WHAT YOU WILL DO:
Below are the records. Gather each line that holds "Write".

RECORDS PROVIDED:
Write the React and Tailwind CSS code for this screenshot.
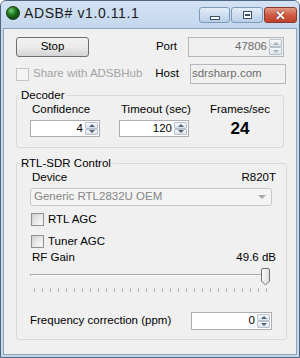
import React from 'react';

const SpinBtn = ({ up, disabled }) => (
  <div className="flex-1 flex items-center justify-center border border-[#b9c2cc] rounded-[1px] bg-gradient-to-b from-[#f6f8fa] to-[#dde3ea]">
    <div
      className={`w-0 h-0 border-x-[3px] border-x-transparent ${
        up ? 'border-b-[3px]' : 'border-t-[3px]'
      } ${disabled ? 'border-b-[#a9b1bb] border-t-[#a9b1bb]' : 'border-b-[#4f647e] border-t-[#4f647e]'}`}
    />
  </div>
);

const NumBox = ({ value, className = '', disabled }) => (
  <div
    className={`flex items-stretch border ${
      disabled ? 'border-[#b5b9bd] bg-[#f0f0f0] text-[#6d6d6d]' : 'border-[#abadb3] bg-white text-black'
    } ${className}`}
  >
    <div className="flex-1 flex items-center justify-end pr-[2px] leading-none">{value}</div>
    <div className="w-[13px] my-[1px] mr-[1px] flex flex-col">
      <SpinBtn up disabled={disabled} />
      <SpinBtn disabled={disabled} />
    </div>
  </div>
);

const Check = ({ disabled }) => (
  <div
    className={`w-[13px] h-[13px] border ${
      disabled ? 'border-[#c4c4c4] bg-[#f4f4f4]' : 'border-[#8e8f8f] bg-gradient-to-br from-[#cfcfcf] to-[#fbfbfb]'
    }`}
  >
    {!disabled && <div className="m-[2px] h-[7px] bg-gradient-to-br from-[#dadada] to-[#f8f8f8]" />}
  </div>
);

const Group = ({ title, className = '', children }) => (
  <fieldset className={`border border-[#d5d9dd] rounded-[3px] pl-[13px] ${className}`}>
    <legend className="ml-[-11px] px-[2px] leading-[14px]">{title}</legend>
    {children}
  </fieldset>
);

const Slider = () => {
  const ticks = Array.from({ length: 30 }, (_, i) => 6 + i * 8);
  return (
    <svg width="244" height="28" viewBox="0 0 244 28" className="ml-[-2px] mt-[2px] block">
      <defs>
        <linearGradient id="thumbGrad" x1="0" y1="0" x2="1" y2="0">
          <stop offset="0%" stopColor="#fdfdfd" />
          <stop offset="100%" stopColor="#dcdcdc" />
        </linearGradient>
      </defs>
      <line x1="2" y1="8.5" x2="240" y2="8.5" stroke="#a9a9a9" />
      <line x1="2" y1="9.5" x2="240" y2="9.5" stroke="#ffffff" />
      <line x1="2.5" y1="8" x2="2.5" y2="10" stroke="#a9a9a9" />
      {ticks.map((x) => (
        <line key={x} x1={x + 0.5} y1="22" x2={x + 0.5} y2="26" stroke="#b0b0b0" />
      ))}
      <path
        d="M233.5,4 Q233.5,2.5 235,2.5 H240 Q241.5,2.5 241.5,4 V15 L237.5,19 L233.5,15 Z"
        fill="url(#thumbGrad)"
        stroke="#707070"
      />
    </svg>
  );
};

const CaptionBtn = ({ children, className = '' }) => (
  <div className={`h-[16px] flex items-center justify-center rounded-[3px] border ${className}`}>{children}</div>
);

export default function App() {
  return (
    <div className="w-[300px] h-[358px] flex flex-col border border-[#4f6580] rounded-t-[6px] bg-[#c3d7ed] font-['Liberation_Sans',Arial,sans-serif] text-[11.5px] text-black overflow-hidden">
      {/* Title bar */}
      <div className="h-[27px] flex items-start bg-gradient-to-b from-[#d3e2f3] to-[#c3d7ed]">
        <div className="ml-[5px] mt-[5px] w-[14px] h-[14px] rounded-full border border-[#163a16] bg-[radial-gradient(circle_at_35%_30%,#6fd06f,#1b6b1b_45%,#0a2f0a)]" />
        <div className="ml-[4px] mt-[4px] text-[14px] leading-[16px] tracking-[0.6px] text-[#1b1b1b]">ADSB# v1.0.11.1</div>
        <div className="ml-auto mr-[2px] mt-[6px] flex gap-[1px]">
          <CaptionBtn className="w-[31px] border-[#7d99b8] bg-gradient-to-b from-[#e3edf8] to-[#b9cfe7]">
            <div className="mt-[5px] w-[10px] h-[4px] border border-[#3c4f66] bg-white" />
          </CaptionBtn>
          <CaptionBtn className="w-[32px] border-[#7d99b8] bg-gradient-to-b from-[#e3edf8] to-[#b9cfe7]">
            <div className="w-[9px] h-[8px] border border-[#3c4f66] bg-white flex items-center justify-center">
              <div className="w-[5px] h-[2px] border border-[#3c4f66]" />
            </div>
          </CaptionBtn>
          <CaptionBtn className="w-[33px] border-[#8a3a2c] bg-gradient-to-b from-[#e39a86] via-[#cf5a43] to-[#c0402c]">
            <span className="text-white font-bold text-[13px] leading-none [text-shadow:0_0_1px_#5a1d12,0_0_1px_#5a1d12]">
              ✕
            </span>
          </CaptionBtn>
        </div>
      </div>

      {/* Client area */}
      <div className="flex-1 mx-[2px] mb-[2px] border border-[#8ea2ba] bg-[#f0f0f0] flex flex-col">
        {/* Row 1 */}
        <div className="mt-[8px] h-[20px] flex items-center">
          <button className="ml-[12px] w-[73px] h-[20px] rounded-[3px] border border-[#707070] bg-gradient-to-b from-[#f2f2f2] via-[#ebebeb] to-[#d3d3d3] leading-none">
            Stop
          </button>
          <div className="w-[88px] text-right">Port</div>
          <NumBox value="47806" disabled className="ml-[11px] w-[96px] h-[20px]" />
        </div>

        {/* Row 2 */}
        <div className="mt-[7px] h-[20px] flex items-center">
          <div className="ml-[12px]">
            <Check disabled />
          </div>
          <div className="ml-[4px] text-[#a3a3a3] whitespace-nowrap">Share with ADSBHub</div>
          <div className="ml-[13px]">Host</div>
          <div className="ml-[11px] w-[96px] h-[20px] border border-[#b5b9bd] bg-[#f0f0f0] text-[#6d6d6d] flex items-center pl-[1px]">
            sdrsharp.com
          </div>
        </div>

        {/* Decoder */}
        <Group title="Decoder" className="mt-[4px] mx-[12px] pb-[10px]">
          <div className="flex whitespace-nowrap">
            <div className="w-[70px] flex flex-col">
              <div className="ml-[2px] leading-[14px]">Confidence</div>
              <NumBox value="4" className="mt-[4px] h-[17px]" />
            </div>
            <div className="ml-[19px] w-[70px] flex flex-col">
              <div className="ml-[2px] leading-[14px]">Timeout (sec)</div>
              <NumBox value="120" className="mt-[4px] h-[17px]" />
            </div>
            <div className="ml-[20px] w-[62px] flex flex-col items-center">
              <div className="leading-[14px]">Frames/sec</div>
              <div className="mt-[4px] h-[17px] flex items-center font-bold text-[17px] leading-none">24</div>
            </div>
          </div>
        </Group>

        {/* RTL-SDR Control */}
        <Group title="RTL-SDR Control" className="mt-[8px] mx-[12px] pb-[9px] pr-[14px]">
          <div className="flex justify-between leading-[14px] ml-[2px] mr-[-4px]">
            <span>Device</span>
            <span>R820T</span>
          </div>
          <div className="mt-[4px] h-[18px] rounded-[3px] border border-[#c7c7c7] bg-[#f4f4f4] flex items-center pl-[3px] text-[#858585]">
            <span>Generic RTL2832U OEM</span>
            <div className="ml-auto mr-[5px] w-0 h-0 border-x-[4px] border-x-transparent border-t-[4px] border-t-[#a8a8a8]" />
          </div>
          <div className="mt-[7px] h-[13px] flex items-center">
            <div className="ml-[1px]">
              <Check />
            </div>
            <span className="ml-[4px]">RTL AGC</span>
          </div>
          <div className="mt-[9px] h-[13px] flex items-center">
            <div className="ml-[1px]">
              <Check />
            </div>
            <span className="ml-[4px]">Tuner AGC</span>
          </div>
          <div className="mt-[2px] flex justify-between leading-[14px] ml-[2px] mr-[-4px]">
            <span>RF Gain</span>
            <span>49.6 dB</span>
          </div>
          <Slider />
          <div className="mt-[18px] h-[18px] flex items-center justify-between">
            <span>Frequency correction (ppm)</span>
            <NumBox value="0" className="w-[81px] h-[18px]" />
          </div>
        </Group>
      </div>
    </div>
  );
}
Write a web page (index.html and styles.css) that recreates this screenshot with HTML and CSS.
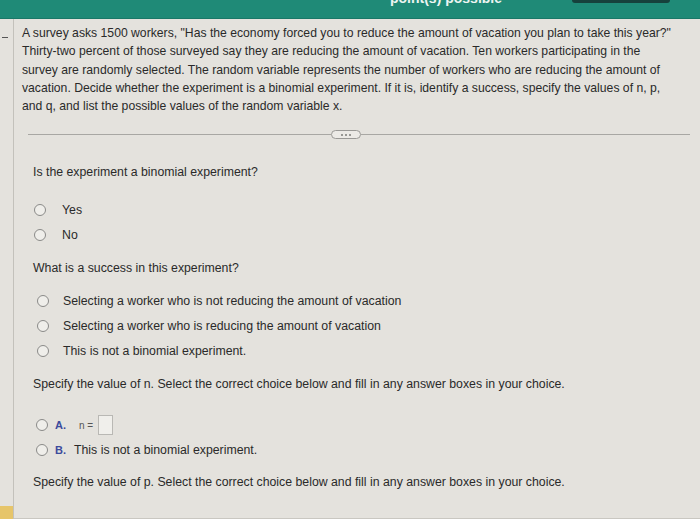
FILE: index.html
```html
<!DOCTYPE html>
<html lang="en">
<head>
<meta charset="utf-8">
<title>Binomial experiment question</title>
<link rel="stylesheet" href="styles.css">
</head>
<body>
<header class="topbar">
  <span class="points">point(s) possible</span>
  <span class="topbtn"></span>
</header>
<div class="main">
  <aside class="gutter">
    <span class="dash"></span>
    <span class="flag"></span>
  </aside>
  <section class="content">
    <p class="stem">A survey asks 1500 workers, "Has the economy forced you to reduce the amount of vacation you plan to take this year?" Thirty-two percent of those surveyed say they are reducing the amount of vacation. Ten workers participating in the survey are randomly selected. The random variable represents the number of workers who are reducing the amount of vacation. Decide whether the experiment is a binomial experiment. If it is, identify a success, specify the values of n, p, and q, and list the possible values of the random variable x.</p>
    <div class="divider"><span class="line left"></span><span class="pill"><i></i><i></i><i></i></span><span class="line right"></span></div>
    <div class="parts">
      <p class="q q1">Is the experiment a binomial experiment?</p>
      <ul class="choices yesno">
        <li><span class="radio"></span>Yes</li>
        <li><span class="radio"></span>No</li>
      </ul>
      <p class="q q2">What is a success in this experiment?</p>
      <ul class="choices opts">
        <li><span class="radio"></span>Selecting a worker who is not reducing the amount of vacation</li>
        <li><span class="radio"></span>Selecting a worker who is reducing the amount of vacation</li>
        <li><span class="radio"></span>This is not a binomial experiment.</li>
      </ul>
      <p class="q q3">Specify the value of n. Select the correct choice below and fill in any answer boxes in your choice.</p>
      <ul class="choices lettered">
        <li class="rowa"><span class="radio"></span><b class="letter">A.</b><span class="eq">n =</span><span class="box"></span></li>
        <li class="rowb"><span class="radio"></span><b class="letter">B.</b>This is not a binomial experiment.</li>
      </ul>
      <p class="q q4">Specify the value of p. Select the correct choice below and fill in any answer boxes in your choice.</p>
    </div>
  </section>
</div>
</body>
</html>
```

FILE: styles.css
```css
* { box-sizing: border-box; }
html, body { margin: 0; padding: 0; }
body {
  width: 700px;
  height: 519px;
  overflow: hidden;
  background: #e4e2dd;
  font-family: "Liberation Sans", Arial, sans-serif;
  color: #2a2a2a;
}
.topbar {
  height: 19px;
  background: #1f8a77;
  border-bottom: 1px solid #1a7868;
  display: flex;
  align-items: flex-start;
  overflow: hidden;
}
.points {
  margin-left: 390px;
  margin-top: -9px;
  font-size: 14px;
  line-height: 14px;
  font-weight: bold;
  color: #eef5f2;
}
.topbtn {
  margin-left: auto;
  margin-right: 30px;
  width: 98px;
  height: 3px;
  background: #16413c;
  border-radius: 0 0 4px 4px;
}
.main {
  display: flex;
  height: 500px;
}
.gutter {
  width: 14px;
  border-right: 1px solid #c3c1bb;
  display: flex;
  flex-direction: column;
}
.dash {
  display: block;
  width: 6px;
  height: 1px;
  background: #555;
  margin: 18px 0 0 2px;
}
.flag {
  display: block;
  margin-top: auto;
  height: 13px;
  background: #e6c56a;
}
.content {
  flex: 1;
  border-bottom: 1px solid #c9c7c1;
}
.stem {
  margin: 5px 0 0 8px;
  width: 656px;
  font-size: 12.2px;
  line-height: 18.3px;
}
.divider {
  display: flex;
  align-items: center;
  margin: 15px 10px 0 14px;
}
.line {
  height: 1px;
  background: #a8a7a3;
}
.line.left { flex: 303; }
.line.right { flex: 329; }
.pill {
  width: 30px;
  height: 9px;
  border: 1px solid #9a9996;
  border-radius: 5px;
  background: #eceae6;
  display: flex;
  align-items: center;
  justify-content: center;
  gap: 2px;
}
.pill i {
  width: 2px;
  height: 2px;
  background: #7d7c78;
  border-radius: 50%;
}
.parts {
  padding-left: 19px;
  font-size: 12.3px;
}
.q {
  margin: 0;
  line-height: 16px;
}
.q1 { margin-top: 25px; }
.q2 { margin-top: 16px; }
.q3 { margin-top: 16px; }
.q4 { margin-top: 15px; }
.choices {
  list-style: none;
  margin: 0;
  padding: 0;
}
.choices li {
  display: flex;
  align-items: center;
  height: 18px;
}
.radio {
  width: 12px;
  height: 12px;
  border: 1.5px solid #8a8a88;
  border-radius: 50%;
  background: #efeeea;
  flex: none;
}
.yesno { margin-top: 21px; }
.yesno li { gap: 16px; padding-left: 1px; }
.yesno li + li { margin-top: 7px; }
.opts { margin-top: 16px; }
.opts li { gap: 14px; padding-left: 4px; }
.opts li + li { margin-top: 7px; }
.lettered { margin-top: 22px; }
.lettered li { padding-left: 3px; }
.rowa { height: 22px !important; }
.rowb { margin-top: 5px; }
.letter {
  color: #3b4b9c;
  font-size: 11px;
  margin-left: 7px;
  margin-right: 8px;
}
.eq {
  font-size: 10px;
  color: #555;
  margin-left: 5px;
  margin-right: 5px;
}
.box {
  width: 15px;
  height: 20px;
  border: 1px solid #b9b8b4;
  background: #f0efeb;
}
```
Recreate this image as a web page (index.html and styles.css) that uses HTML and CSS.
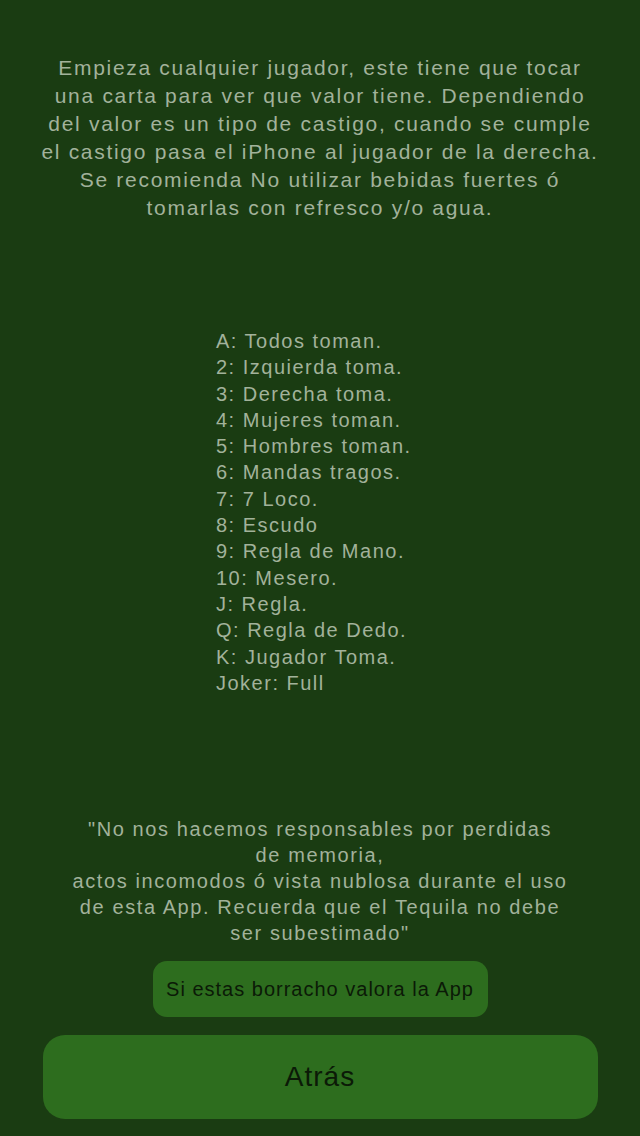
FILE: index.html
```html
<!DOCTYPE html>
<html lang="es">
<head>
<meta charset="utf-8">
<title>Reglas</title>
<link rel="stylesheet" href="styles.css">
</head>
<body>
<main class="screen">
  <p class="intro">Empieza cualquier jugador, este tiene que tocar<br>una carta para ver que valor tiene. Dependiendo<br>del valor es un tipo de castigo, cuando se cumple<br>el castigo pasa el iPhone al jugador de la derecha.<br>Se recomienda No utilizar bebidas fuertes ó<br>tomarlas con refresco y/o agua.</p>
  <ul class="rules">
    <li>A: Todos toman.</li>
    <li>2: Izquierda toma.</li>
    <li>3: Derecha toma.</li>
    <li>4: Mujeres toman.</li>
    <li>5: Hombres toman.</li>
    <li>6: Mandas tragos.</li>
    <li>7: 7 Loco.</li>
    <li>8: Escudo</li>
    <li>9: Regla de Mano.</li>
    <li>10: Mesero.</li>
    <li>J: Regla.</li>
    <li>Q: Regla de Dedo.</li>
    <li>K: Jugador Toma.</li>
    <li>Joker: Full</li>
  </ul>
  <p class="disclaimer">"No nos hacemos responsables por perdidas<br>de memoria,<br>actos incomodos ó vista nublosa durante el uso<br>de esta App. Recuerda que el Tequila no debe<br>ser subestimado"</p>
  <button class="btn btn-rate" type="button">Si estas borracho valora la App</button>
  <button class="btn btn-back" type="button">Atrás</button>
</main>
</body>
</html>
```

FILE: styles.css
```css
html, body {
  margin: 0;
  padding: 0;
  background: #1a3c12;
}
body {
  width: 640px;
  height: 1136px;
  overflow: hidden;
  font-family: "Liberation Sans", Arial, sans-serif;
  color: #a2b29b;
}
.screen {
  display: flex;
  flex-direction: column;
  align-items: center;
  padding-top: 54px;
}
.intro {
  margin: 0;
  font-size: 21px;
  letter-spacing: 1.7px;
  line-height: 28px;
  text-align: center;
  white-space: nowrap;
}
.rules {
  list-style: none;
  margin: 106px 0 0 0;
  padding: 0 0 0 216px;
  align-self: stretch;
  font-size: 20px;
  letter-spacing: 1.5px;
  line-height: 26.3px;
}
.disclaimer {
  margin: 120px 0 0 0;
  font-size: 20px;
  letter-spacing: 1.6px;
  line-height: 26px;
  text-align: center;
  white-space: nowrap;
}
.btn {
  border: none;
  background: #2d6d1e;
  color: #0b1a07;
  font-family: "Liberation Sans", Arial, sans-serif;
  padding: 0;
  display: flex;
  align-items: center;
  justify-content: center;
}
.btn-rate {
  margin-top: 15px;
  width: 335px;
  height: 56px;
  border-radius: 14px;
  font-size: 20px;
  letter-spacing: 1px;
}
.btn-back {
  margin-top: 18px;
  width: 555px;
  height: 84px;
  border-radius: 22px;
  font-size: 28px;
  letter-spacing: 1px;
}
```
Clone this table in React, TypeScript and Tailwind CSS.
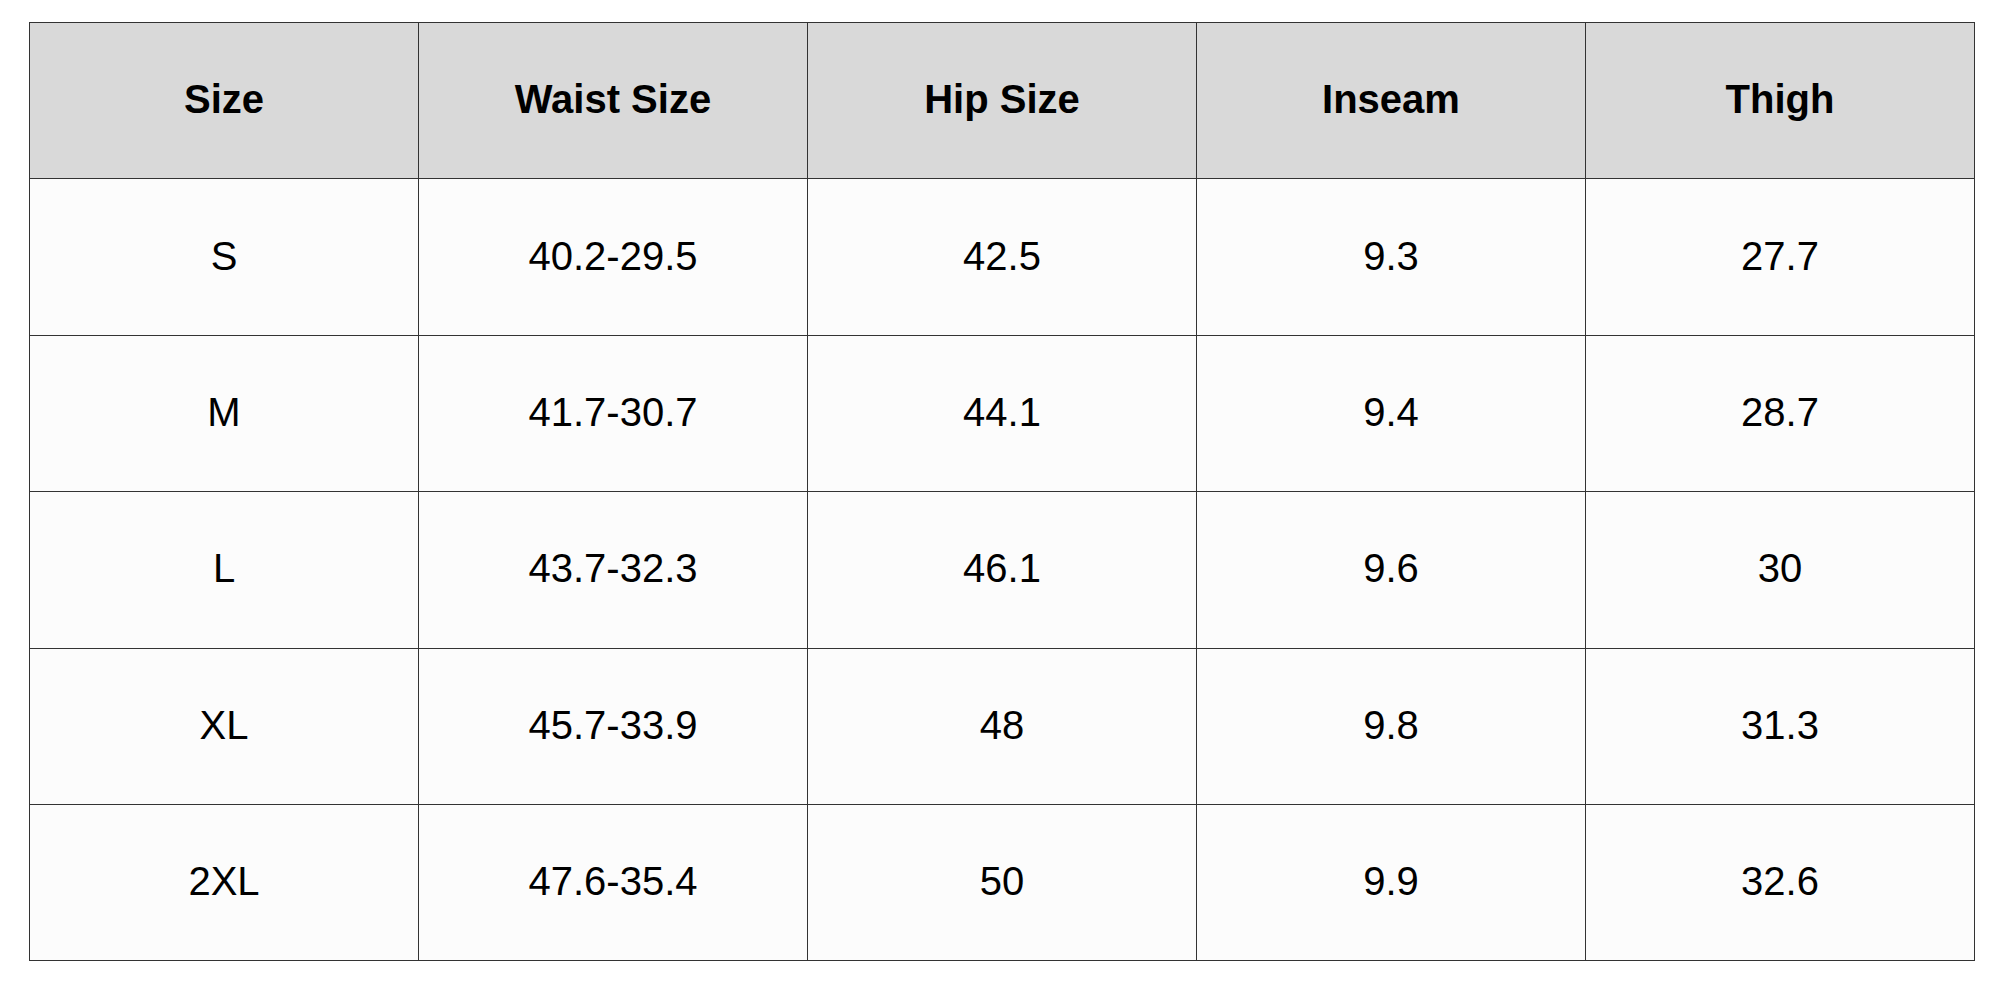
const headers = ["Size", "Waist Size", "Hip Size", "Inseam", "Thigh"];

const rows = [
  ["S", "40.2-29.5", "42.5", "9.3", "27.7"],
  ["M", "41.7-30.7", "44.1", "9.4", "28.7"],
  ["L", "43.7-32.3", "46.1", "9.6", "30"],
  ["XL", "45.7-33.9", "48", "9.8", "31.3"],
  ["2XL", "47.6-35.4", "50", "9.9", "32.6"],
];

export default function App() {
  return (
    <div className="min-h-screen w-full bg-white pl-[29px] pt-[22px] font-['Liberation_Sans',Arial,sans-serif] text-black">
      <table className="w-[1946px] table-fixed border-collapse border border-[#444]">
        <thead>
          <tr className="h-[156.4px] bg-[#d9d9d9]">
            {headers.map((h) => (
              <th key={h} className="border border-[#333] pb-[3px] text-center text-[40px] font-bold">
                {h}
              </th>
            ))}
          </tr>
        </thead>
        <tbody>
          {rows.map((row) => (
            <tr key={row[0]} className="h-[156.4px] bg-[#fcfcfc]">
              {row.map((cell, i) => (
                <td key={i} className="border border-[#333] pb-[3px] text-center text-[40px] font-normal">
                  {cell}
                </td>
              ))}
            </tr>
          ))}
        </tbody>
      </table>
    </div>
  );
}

RESULT:
Write the React and Tailwind CSS code for this screenshot.
Write a web page (index.html and styles.css) that recreates this screenshot with HTML and CSS.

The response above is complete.